Table 5 Pearson product-moment correlation coefficients (Pearson’s r) between delays and assumed drivers of causes and low punctuality
Table 6 Pearson product-moment correlation coefficients (Pearson’s r) between punctuality and assumed causes of delays and low punctuality

Table 5 presents the correlation coefficients between delay hours and assumed causes of delays and low punctuality. For the initial period under investigation, there are significant correlations between factors considered to be the responsibility of all the actors (infrastructure manager, passenger and freight operators) and the sum of delays on the railways. Increased infrastructure manager activity, increased number of passengers and increases in freight all coincide with increases in delays. In addition, low temperatures coincided with periods with increased numbers of delays.

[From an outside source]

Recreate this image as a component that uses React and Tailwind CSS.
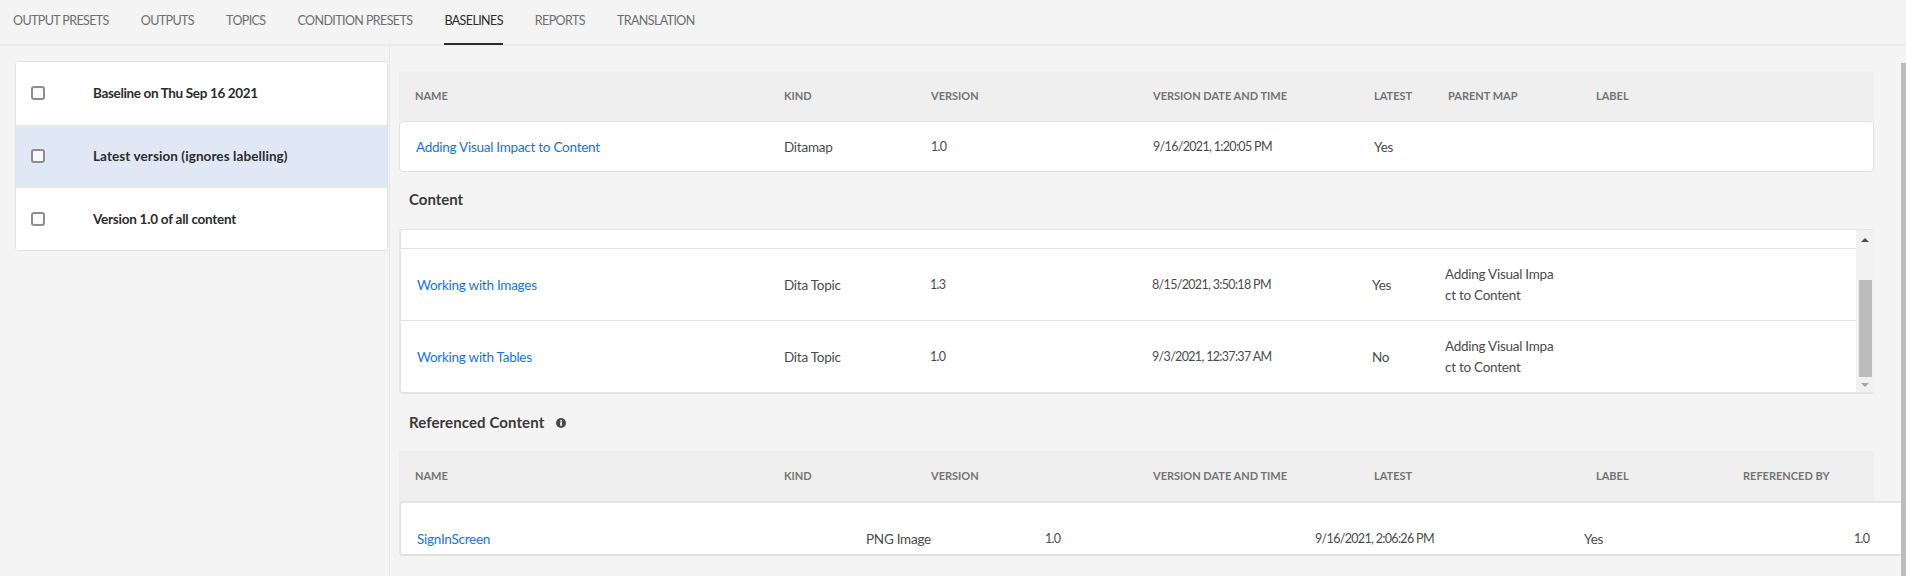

For the second period (2010–2014), many of these relationships changed or appeared to be dissolved. Infrastructure manager activity increased as delays were reduced, the relationship between the number of train and seat kilometres and delays became insignificant and the number of passengers increased as delays were reduced. The relationship between freight volumes and delays appear to have been reversed or dissolved. The relationship between weather and delays, however, correlates to a higher degree in the second period. The analyses of variance (ANOVA) between weather and punctuality are largely in line with the findings based on correlation. Low temperatures appear to influence overall delay hours and delay hours attributed to the train operating companies in both periods. There is a statistically significant relationship between snowfall and delay hours attributed to dispatching for both periods.

Delay hours attributed to the infrastructure manager follow a similar pattern. Special note should be taken of the strong degree of correlation between infrastructure manager activities in the period 2005–2009. In the subsequent period of 2010–2014, the correlation is no longer significant. Delay hours attributed to the Infrastructure Manager in the second period appear to be largely independent of all the assumed causes of delays and low punctuality, the only exceptions being reduced train length (which is a factor under the train operators’ control) and funds for operations (which correlates negatively with IM delay hours in the second period, hence increased funding indicates a reduced number of delay hours).

Delay hours attributed to the passenger train operating companies correlate closer with weather in the second period than in the initial period. Production volume (seat and train kilometres) and the number of passengers correlate less closely in the second period, where the correlation is largely insignificant. The correlation between incidents of reduced train length and delay hours attributed to passenger train operators remain approximately unchanged from the initial to the second period.

Similarly, delay hours attributed to dispatching correlate more closely with the weather in the second period compared to the initial period. Production volume (seat and train kilometres) and the number of travellers correlate closely with delay hours attributed to dispatching in the initial period. In the second period, the relationship appears to be insignificant. As was the case with delay hours attributed to the infrastructure manager and the passenger train operators, incidents of reduced train length correlate with delay hours in the second period. The relationship between freight train volumes and performance at the terminals is reversed or dissolved in the second period.

Table 6 presents the Pearson correlation factors between assumed causes of delays and low punctuality and punctuality of different types of train traffic. The causes of low punctuality are expected to contribute to a lowering in the percentage of trains that reach their destination on time, so the correlation coefficients are negative when the relationship is as expected.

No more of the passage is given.